DO THIS: Return the data exactly, with all pictures removed.

STORED DATA:
- - -

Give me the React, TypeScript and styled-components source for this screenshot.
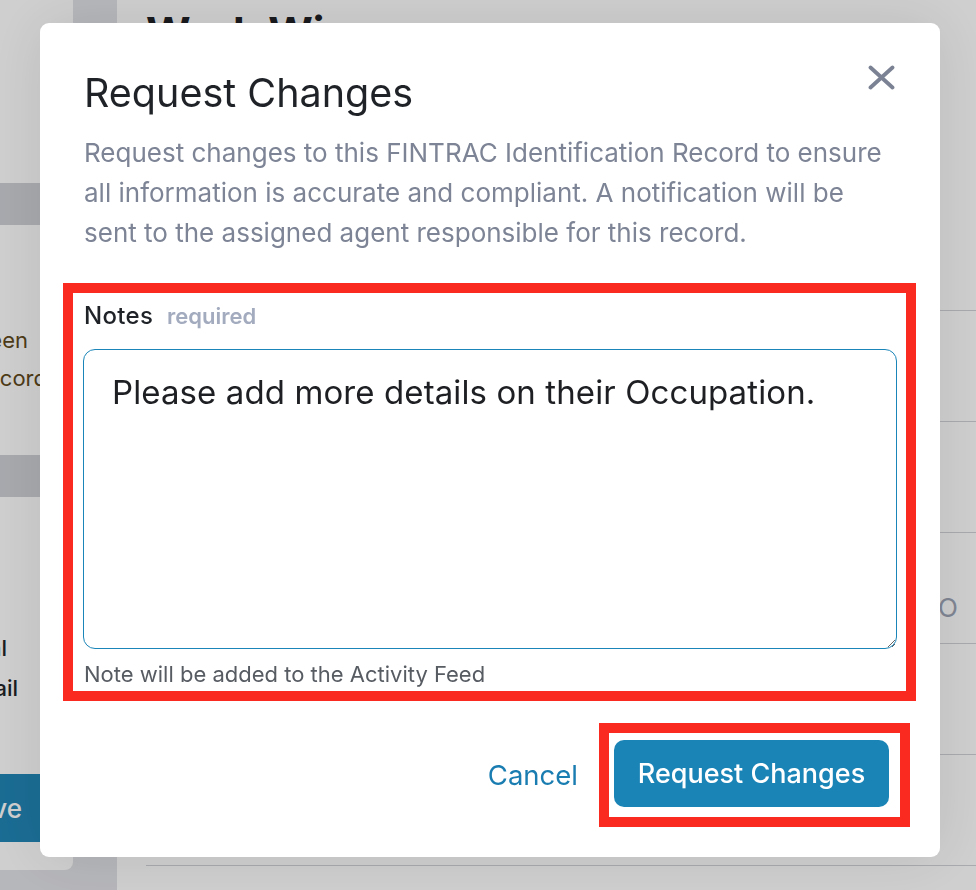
import styled, { createGlobalStyle } from "styled-components";

const GlobalStyle = createGlobalStyle`
  html, body {
    margin: 0;
    padding: 0;
    height: 890px;
    overflow: hidden;
    background: #e1e2e6;
    font-family: Inter, "Noto Sans", "Liberation Sans", sans-serif;
  }
  * {
    box-sizing: border-box;
  }
`;

const rows = [0, 1, 2, 3, 4, 5];

const App = () => {
  return (
    <>
      <GlobalStyle />
      <Page>
        <SideCard>
          <SideBand />
          <SideBody $top={96} $height={230}>
            <AlertLine $inset={45}>This identity has been</AlertLine>
            <AlertLine $inset={26}>attached to this record</AlertLine>
          </SideBody>
          <SideBand />
          <SideBody $top={131}>
            <SideLine $inset={66}>Send the final</SideLine>
            <SideLine $inset={55}>record by email</SideLine>
            <SideButton>Approve</SideButton>
          </SideBody>
        </SideCard>
        <Gutter />
        <Main>
          <PageTitle>Work Wise</PageTitle>
          <RowList>
            {rows.map((row) => (
              <Row key={row}>{row === 3 && <RowInitial>O</RowInitial>}</Row>
            ))}
          </RowList>
        </Main>
      </Page>

      <Overlay>
        <Modal>
          <Header>
            <Title>Request Changes</Title>
            <CloseButton aria-label="Close">
              <svg width="27" height="25" viewBox="0 0 27 25" fill="none">
                <path
                  d="M2.5 2.5L24.5 22.5M24.5 2.5L2.5 22.5"
                  stroke="#7b8293"
                  strokeWidth="3.8"
                  strokeLinecap="round"
                />
              </svg>
            </CloseButton>
          </Header>
          <Description>
            Request changes to this FINTRAC Identification Record to ensure
            all information is accurate and compliant. A notification will be
            sent to the assigned agent responsible for this record.
          </Description>

          <NotesBox>
            <LabelRow>
              <Label>Notes</Label>
              <Required>required</Required>
            </LabelRow>
            <NotesInput defaultValue="Please add more details on their Occupation." />
            <Hint>Note will be added to the Activity Feed</Hint>
          </NotesBox>

          <Footer>
            <CancelButton>Cancel</CancelButton>
            <SubmitBox>
              <SubmitButton>Request Changes</SubmitButton>
            </SubmitBox>
          </Footer>
        </Modal>
      </Overlay>
    </>
  );
};

export default App;

/* page underneath */

const Page = styled.div`
  display: flex;
  height: 890px;
  overflow: hidden;
`;

const SideCard = styled.aside`
  width: 73px;
  height: 870px;
  flex-shrink: 0;
  display: flex;
  flex-direction: column;
  padding-top: 183px;
  background: #ffffff;
  border-bottom-right-radius: 8px;
  overflow: hidden;
`;

const SideBand = styled.div`
  height: 42px;
  flex-shrink: 0;
  background: #cfd1d6;
`;

const SideBody = styled.div<{ $top: number; $height?: number }>`
  height: ${(p) => (p.$height ? `${p.$height}px` : "auto")};
  flex-shrink: 0;
  display: flex;
  flex-direction: column;
  align-items: flex-end;
  padding-top: ${(p) => p.$top}px;
`;

const AlertLine = styled.div<{ $inset: number }>`
  white-space: nowrap;
  padding-right: ${(p) => p.$inset}px;
  font-size: 22px;
  line-height: 38px;
  color: #604a1c;
`;

const SideLine = styled(AlertLine)`
  color: #222428;
  font-weight: 500;
  line-height: 40px;
`;

const SideButton = styled.div`
  margin: 66px 15px 0 0;
  height: 68px;
  padding-right: 36px;
  display: flex;
  align-items: center;
  white-space: nowrap;
  background: #2186b7;
  border-radius: 8px;
  color: #ffffff;
  font-size: 26px;
  font-weight: 500;
`;

const Gutter = styled.div`
  width: 44px;
  flex-shrink: 0;
`;

const Main = styled.main`
  flex: 1;
  background: #ffffff;
  padding: 6px 0 0 29px;
  display: flex;
  flex-direction: column;
`;

const PageTitle = styled.h1`
  margin: 0;
  height: 194px;
  font-size: 43px;
  line-height: 52px;
  font-weight: 700;
  color: #1e2024;
`;

const RowList = styled.div`
  display: flex;
  flex-direction: column;
`;

const Row = styled.div`
  height: 111px;
  border-bottom: 1px solid #d0d2d7;
  display: flex;
  justify-content: flex-end;
  align-items: flex-end;
  padding: 0 18px 20px 0;
`;

const RowInitial = styled.span`
  font-size: 26px;
  line-height: 30px;
  color: #9ea5b6;
`;

/* modal */

const Overlay = styled.div`
  position: fixed;
  inset: 0;
  background: rgba(0, 0, 0, 0.19);
  display: flex;
  align-items: flex-start;
  padding: 23px 0 0 40px;
`;

const Modal = styled.div`
  width: 900px;
  background: #ffffff;
  border-radius: 9px;
  box-shadow: 0 0 60px rgba(0, 0, 0, 0.1);
  padding: 47px 43px 30px 44px;
  display: flex;
  flex-direction: column;
`;

const Header = styled.div`
  display: flex;
  justify-content: space-between;
  align-items: flex-start;
`;

const Title = styled.h2`
  margin: 0;
  font-size: 39.5px;
  line-height: 47px;
  font-weight: 400;
  color: #1f2328;
`;

const CloseButton = styled.button`
  margin: -5px 2px 0 0;
  padding: 0;
  border: 0;
  background: none;
  display: flex;
  cursor: pointer;
`;

const Description = styled.p`
  margin: 16px 0 0;
  font-size: 26px;
  line-height: 40px;
  color: #7d8495;
`;

const NotesBox = styled.div`
  margin: 30px -19px 0 -21px;
  border: 10px solid #fb2a21;
  padding: 8px 9px 3px 10px;
  display: flex;
  flex-direction: column;
`;

const LabelRow = styled.div`
  display: flex;
  align-items: baseline;
  gap: 14px;
  padding-left: 1px;
`;

const Label = styled.span`
  font-size: 24px;
  letter-spacing: 0.3px;
  line-height: 30px;
  font-weight: 500;
  color: #1f2328;
`;

const Required = styled.span`
  font-size: 22px;
  font-weight: 600;
  color: #a3abbf;
`;

const NotesInput = styled.textarea`
  margin-top: 18px;
  height: 300px;
  width: 100%;
  border: 1px solid #1a85b8;
  border-radius: 12px;
  padding: 21px 28px;
  font-family: inherit;
  font-size: 33px;
  letter-spacing: 0.1px;
  line-height: 42px;
  color: #1d1f23;
  outline: none;
  resize: vertical;
`;

const Hint = styled.div`
  margin-top: 11px;
  padding-left: 1px;
  font-size: 22px;
  line-height: 28px;
  color: #575b62;
`;

const Footer = styled.div`
  margin: 22px -13px 0 0;
  display: flex;
  justify-content: flex-end;
  align-items: center;
  gap: 21px;
`;

const CancelButton = styled.button`
  border: 0;
  background: none;
  padding: 0;
  font-family: inherit;
  font-size: 27.5px;
  color: #1a7db1;
  cursor: pointer;
`;

const SubmitBox = styled.div`
  border: 10px solid #fb2a21;
  padding: 7px 11px 10px 5px;
  display: flex;
`;

const SubmitButton = styled.button`
  width: 275px;
  height: 67px;
  border: 0;
  border-radius: 10px;
  background: #1b84b7;
  color: #ffffff;
  font-family: inherit;
  font-size: 27px;
  font-weight: 500;
  cursor: pointer;
`;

- - -

SOLUTION FOR THIS TASK:
Give me the React, TypeScript and styled-components source for this screenshot.
import styled, { createGlobalStyle } from "styled-components";

const GlobalStyle = createGlobalStyle`
  html, body {
    margin: 0;
    padding: 0;
    height: 890px;
    overflow: hidden;
    background: #e1e2e6;
    font-family: Inter, "Noto Sans", "Liberation Sans", sans-serif;
  }
  * {
    box-sizing: border-box;
  }
`;

const rows = [0, 1, 2, 3, 4, 5];

const App = () => {
  return (
    <>
      <GlobalStyle />
      <Page>
        <SideCard>
          <SideBand />
          <SideBody $top={96} $height={230}>
            <AlertLine $inset={45}>This identity has been</AlertLine>
            <AlertLine $inset={26}>attached to this record</AlertLine>
          </SideBody>
          <SideBand />
          <SideBody $top={131}>
            <SideLine $inset={66}>Send the final</SideLine>
            <SideLine $inset={55}>record by email</SideLine>
            <SideButton>Approve</SideButton>
          </SideBody>
        </SideCard>
        <Gutter />
        <Main>
          <PageTitle>Work Wise</PageTitle>
          <RowList>
            {rows.map((row) => (
              <Row key={row}>{row === 3 && <RowInitial>O</RowInitial>}</Row>
            ))}
          </RowList>
        </Main>
      </Page>

      <Overlay>
        <Modal>
          <Header>
            <Title>Request Changes</Title>
            <CloseButton aria-label="Close">
              <svg width="27" height="25" viewBox="0 0 27 25" fill="none">
                <path
                  d="M2.5 2.5L24.5 22.5M24.5 2.5L2.5 22.5"
                  stroke="#7b8293"
                  strokeWidth="3.8"
                  strokeLinecap="round"
                />
              </svg>
            </CloseButton>
          </Header>
          <Description>
            Request changes to this FINTRAC Identification Record to ensure
            all information is accurate and compliant. A notification will be
            sent to the assigned agent responsible for this record.
          </Description>

          <NotesBox>
            <LabelRow>
              <Label>Notes</Label>
              <Required>required</Required>
            </LabelRow>
            <NotesInput defaultValue="Please add more details on their Occupation." />
            <Hint>Note will be added to the Activity Feed</Hint>
          </NotesBox>

          <Footer>
            <CancelButton>Cancel</CancelButton>
            <SubmitBox>
              <SubmitButton>Request Changes</SubmitButton>
            </SubmitBox>
          </Footer>
        </Modal>
      </Overlay>
    </>
  );
};

export default App;

/* page underneath */

const Page = styled.div`
  display: flex;
  height: 890px;
  overflow: hidden;
`;

const SideCard = styled.aside`
  width: 73px;
  height: 870px;
  flex-shrink: 0;
  display: flex;
  flex-direction: column;
  padding-top: 183px;
  background: #ffffff;
  border-bottom-right-radius: 8px;
  overflow: hidden;
`;

const SideBand = styled.div`
  height: 42px;
  flex-shrink: 0;
  background: #cfd1d6;
`;

const SideBody = styled.div<{ $top: number; $height?: number }>`
  height: ${(p) => (p.$height ? `${p.$height}px` : "auto")};
  flex-shrink: 0;
  display: flex;
  flex-direction: column;
  align-items: flex-end;
  padding-top: ${(p) => p.$top}px;
`;

const AlertLine = styled.div<{ $inset: number }>`
  white-space: nowrap;
  padding-right: ${(p) => p.$inset}px;
  font-size: 22px;
  line-height: 38px;
  color: #604a1c;
`;

const SideLine = styled(AlertLine)`
  color: #222428;
  font-weight: 500;
  line-height: 40px;
`;

const SideButton = styled.div`
  margin: 66px 15px 0 0;
  height: 68px;
  padding-right: 36px;
  display: flex;
  align-items: center;
  white-space: nowrap;
  background: #2186b7;
  border-radius: 8px;
  color: #ffffff;
  font-size: 26px;
  font-weight: 500;
`;

const Gutter = styled.div`
  width: 44px;
  flex-shrink: 0;
`;

const Main = styled.main`
  flex: 1;
  background: #ffffff;
  padding: 6px 0 0 29px;
  display: flex;
  flex-direction: column;
`;

const PageTitle = styled.h1`
  margin: 0;
  height: 194px;
  font-size: 43px;
  line-height: 52px;
  font-weight: 700;
  color: #1e2024;
`;

const RowList = styled.div`
  display: flex;
  flex-direction: column;
`;

const Row = styled.div`
  height: 111px;
  border-bottom: 1px solid #d0d2d7;
  display: flex;
  justify-content: flex-end;
  align-items: flex-end;
  padding: 0 18px 20px 0;
`;

const RowInitial = styled.span`
  font-size: 26px;
  line-height: 30px;
  color: #9ea5b6;
`;

/* modal */

const Overlay = styled.div`
  position: fixed;
  inset: 0;
  background: rgba(0, 0, 0, 0.19);
  display: flex;
  align-items: flex-start;
  padding: 23px 0 0 40px;
`;

const Modal = styled.div`
  width: 900px;
  background: #ffffff;
  border-radius: 9px;
  box-shadow: 0 0 60px rgba(0, 0, 0, 0.1);
  padding: 47px 43px 30px 44px;
  display: flex;
  flex-direction: column;
`;

const Header = styled.div`
  display: flex;
  justify-content: space-between;
  align-items: flex-start;
`;

const Title = styled.h2`
  margin: 0;
  font-size: 39.5px;
  line-height: 47px;
  font-weight: 400;
  color: #1f2328;
`;

const CloseButton = styled.button`
  margin: -5px 2px 0 0;
  padding: 0;
  border: 0;
  background: none;
  display: flex;
  cursor: pointer;
`;

const Description = styled.p`
  margin: 16px 0 0;
  font-size: 26px;
  line-height: 40px;
  color: #7d8495;
`;

const NotesBox = styled.div`
  margin: 30px -19px 0 -21px;
  border: 10px solid #fb2a21;
  padding: 8px 9px 3px 10px;
  display: flex;
  flex-direction: column;
`;

const LabelRow = styled.div`
  display: flex;
  align-items: baseline;
  gap: 14px;
  padding-left: 1px;
`;

const Label = styled.span`
  font-size: 24px;
  letter-spacing: 0.3px;
  line-height: 30px;
  font-weight: 500;
  color: #1f2328;
`;

const Required = styled.span`
  font-size: 22px;
  font-weight: 600;
  color: #a3abbf;
`;

const NotesInput = styled.textarea`
  margin-top: 18px;
  height: 300px;
  width: 100%;
  border: 1px solid #1a85b8;
  border-radius: 12px;
  padding: 21px 28px;
  font-family: inherit;
  font-size: 33px;
  letter-spacing: 0.1px;
  line-height: 42px;
  color: #1d1f23;
  outline: none;
  resize: vertical;
`;

const Hint = styled.div`
  margin-top: 11px;
  padding-left: 1px;
  font-size: 22px;
  line-height: 28px;
  color: #575b62;
`;

const Footer = styled.div`
  margin: 22px -13px 0 0;
  display: flex;
  justify-content: flex-end;
  align-items: center;
  gap: 21px;
`;

const CancelButton = styled.button`
  border: 0;
  background: none;
  padding: 0;
  font-family: inherit;
  font-size: 27.5px;
  color: #1a7db1;
  cursor: pointer;
`;

const SubmitBox = styled.div`
  border: 10px solid #fb2a21;
  padding: 7px 11px 10px 5px;
  display: flex;
`;

const SubmitButton = styled.button`
  width: 275px;
  height: 67px;
  border: 0;
  border-radius: 10px;
  background: #1b84b7;
  color: #ffffff;
  font-family: inherit;
  font-size: 27px;
  font-weight: 500;
  cursor: pointer;
`;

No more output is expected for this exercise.